As Britain's power grid operator touts carbon capture as key to meeting net-zero goal, just how useful is the technology?
As Britain aims for net-zero greenhouse gas emissions by 2050, the country's power grid operator said on Monday the target was "achievable" but required urgent action to harness new technology including carbon capture and storage (CCS).
Experts say, however, there are pitfalls in relying heavily on the use of CCS technology, which involves pumping emissions from electricity production permanently underground, as the National Grid does in its annual Future Energy Scenarios Report.
So just how useful is CCS in helping countries to reduce their emissions?
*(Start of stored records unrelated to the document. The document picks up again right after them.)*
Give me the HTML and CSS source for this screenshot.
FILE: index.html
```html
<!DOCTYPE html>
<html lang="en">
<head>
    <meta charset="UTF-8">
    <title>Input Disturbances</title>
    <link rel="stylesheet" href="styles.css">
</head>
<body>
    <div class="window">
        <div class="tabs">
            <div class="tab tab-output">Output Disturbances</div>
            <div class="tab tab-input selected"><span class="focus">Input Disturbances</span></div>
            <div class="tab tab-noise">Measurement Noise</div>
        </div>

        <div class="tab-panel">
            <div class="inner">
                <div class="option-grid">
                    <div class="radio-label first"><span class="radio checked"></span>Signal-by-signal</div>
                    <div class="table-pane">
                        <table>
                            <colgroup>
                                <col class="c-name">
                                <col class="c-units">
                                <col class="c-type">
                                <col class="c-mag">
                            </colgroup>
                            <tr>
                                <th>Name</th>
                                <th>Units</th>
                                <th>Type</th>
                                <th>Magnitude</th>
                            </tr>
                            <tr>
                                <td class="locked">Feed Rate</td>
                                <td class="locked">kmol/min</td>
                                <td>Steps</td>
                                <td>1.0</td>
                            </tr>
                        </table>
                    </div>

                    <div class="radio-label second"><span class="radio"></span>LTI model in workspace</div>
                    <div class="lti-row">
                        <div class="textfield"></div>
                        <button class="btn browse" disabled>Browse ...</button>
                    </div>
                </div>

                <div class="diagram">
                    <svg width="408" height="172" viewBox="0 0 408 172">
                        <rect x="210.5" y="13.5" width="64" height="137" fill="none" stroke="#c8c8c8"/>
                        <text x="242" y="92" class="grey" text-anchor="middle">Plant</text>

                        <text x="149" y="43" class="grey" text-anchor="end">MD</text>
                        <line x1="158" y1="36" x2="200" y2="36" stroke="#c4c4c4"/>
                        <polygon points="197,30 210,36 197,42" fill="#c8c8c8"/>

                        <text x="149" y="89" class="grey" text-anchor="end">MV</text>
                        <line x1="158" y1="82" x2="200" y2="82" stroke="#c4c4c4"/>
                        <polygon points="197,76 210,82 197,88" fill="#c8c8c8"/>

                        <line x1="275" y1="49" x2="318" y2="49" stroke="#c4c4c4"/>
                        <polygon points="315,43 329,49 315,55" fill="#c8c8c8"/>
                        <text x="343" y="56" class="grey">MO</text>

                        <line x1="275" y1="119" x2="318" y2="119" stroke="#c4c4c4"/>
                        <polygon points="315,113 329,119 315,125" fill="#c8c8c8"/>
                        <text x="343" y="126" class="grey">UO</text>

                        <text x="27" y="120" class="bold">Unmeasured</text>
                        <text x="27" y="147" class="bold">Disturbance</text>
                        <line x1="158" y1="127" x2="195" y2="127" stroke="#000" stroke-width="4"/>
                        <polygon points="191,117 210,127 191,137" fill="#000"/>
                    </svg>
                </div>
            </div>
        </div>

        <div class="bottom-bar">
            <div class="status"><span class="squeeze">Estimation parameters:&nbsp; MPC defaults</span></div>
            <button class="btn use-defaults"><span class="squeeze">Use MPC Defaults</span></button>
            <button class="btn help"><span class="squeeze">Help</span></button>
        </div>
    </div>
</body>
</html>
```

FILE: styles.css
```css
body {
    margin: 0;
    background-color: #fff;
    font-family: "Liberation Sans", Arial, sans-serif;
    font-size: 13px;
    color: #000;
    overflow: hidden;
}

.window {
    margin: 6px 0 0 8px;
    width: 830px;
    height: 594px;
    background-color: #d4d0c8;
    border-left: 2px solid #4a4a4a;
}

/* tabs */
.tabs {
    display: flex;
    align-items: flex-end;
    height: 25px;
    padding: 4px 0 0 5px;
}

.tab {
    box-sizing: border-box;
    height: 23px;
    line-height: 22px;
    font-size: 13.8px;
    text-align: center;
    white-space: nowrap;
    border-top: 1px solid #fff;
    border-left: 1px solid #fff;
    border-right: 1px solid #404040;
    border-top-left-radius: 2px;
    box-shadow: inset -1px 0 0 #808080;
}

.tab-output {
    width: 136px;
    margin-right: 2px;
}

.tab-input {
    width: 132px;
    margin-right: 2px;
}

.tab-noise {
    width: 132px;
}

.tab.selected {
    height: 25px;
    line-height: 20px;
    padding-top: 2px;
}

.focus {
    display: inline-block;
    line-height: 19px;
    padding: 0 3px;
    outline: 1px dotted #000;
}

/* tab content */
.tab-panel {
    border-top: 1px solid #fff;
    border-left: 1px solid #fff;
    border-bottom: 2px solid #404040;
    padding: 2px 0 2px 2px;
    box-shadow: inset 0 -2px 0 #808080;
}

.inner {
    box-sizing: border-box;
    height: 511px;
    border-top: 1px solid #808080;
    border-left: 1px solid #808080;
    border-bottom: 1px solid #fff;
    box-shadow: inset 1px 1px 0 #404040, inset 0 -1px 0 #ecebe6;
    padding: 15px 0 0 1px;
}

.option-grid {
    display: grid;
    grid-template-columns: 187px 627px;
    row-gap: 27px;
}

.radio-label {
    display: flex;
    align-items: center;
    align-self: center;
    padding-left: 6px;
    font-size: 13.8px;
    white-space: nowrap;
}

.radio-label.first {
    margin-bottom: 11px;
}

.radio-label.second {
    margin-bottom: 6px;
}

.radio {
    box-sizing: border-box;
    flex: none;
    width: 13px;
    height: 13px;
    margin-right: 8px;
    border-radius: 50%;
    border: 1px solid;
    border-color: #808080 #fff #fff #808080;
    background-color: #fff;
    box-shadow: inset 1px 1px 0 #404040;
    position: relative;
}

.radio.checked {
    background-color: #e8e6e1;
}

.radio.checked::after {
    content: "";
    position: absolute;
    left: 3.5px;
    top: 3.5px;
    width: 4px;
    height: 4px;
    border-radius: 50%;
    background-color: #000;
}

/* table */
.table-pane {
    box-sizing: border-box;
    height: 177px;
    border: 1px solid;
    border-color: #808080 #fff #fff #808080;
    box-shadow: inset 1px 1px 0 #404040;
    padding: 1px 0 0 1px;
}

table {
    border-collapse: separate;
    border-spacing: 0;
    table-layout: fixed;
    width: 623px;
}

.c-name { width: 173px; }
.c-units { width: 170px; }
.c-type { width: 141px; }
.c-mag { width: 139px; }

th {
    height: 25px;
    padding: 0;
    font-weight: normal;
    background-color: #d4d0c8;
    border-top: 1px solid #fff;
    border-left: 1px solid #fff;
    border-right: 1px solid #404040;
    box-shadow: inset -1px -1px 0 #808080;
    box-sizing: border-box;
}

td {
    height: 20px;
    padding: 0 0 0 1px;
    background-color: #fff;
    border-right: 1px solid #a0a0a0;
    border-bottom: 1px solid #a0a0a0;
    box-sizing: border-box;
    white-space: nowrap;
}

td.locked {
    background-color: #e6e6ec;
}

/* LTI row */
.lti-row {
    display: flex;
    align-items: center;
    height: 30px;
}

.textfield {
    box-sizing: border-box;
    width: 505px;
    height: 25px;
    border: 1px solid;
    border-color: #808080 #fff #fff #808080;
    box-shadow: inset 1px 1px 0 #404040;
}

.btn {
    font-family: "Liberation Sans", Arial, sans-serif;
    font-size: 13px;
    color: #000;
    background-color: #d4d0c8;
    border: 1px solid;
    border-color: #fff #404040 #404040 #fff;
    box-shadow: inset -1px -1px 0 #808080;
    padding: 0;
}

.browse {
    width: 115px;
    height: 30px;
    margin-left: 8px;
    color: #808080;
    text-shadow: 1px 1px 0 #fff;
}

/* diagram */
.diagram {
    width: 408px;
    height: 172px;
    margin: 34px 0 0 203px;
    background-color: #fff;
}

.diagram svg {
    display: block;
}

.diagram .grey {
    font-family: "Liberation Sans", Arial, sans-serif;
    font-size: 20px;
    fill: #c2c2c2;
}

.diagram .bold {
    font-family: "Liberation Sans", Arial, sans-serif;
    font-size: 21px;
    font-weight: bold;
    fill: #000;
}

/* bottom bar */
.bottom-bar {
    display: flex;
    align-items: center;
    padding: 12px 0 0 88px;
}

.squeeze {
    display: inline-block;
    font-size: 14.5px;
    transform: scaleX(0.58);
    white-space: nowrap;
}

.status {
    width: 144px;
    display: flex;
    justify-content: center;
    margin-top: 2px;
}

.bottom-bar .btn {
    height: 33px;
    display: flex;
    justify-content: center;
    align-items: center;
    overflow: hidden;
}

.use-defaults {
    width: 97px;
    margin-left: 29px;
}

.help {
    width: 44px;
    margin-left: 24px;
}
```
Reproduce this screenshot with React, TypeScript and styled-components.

WHAT IS CARBON CAPTURE AND STORAGE?
CCS is a technology aimed at capturing climate-heating gases being pumped into the atmosphere and storing them long-term below ground or deep in oceans. In some cases, captured emissions can also be used to make products such as fuels and chemicals.
Many national plans to keep climate change in check rely on the use of CCS technology alongside switching to renewable power and greater energy efficiency.
HOW DOES IT WORK?
The process involves capturing carbon dioxide from some of the biggest emitters - power plants, heavy industries and oil refineries - before it can enter the atmosphere.
The gas is then transported as liquid - often through pipelines - for storage deep beneath the earth's surface or seabed, largely in caverns or porous spaces underground, including old oil wells.
The technology is not new. Elements of the process have been used since the 1920s, often as a way of pushing oil deposits up to the surface.
Used with fossil fuel power plants, CCS could slash emissions if enough underground storage could be developed at an effective cost.
But if power plants switch to run instead on biomass - wood, agricultural waste or other plants that absorb carbon dioxide as they grow - the subsequent use of CCS technology could make the electricity generation process carbon negative.
CCS might also be used eventually with still-developing, highly expensive "direct air capture" technology that could suck carbon straight from the air and lock it underground - another negative emission technology.
WHAT ARE THE PITFALLS?
CCS can be helpful as part of an emergency response to the climate crisis, but should not be considered a viable long-term option without a radical change in energy use, scientists and industry experts say.
It is not yet available at significant commercial scale and only a fraction of the space needed to store these emissions is currently available, with little progress toward creating sufficient space, scientists say.
Environmentalists fear focusing on pushing emissions from fossil fuel-powered plants underground - rather than shifting to clean renewable power and curbing energy waste - could slow a needed transition to clean power.
With storage space for captured emissions currently in short supply, some scientists argue that available capacity should be reserved for direct-air capture projects - not to allow coal, oil and gas power plants to keep operating.
Running power plants on wood and other biomass and storing the emissions underground also has risks, as making such a shift at scale would require huge amounts of land to produce the fuel, with potential risks to food security and community land rights.
HOW MUCH OF THE PROBLEM CAN IT SOLVE?
As global planet-heating emissions continue to increase, CCS could buy time to reduce emissions as the world weans itself off coal, oil and gas, which currently provide the majority of the world's energy.
But while proponents of CCS technology say it has the potential to capture up to half of the world's carbon dioxide emissions, scientists and environmentalists say switching to clean energy is still the cheapest and surest way to curb climate change.